◆ **Task directions**:
Copy out every line of the records where the string "page" occurs.

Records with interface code

☆ ☆ ☆

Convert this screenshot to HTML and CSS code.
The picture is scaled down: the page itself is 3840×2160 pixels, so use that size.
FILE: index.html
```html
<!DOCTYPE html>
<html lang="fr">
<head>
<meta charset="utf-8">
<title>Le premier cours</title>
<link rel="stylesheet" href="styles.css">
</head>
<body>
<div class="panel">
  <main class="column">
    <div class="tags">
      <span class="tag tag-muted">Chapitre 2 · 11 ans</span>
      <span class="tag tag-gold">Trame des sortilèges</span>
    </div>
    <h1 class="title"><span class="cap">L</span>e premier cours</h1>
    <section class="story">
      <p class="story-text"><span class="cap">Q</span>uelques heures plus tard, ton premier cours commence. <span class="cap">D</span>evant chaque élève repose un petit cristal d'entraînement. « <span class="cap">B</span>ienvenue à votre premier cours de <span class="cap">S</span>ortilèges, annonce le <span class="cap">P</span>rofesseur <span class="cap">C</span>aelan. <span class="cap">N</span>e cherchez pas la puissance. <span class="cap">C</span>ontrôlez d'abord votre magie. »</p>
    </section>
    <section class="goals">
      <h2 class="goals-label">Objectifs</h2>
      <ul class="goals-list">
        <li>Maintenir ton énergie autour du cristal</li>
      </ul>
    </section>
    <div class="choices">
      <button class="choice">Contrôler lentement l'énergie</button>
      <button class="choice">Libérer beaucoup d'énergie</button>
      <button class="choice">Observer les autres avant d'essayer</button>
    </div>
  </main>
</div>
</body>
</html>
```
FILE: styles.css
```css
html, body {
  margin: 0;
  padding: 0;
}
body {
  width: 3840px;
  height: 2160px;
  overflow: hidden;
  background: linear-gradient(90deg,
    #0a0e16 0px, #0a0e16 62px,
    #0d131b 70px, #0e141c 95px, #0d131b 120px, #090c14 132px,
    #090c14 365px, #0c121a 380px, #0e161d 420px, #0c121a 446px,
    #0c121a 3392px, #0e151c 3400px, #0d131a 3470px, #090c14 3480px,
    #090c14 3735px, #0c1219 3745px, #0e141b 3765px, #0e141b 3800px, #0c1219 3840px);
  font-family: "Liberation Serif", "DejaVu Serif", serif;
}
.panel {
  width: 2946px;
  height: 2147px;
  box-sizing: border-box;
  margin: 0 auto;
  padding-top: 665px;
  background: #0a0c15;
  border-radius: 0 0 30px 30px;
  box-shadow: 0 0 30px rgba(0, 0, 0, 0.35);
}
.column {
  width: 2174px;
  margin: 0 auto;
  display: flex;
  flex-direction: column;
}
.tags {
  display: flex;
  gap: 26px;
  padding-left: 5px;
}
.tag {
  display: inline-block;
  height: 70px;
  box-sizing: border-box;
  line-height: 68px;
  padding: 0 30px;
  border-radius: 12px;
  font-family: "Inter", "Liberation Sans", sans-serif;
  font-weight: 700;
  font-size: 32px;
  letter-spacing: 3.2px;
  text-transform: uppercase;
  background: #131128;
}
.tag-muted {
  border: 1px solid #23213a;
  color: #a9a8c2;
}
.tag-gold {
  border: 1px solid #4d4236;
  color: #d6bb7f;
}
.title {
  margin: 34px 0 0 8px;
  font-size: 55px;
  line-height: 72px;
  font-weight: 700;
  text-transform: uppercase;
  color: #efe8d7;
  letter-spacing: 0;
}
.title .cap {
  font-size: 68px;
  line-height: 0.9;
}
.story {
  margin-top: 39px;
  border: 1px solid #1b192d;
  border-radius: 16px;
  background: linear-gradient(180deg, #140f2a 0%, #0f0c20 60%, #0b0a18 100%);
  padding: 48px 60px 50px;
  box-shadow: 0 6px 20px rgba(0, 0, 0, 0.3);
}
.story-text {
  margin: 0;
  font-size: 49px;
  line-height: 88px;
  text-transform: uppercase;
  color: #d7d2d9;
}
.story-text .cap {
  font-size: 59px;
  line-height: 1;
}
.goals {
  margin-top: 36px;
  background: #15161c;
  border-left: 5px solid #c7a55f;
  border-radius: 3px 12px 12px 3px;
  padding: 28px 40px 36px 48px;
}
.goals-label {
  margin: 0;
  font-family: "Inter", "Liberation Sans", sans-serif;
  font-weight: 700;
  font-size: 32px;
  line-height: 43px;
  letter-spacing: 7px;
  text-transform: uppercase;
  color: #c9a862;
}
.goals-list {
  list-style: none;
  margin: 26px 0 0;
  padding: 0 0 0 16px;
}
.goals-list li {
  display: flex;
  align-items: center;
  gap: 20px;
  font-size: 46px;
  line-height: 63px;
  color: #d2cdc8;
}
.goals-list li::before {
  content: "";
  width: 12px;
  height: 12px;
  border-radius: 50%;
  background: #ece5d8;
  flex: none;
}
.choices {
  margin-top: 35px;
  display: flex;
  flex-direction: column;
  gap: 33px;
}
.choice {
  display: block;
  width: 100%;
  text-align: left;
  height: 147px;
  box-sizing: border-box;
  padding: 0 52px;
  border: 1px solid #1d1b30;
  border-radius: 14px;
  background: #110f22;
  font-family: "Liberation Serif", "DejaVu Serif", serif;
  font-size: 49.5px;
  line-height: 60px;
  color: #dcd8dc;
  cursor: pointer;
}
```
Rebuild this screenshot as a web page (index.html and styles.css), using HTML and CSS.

☆ ☆ ☆

◆ **Output for this task**:
The picture is scaled down: the page itself is 3840×2160 pixels, so use that size.
Rebuild this screenshot as a web page (index.html and styles.css), using HTML and CSS.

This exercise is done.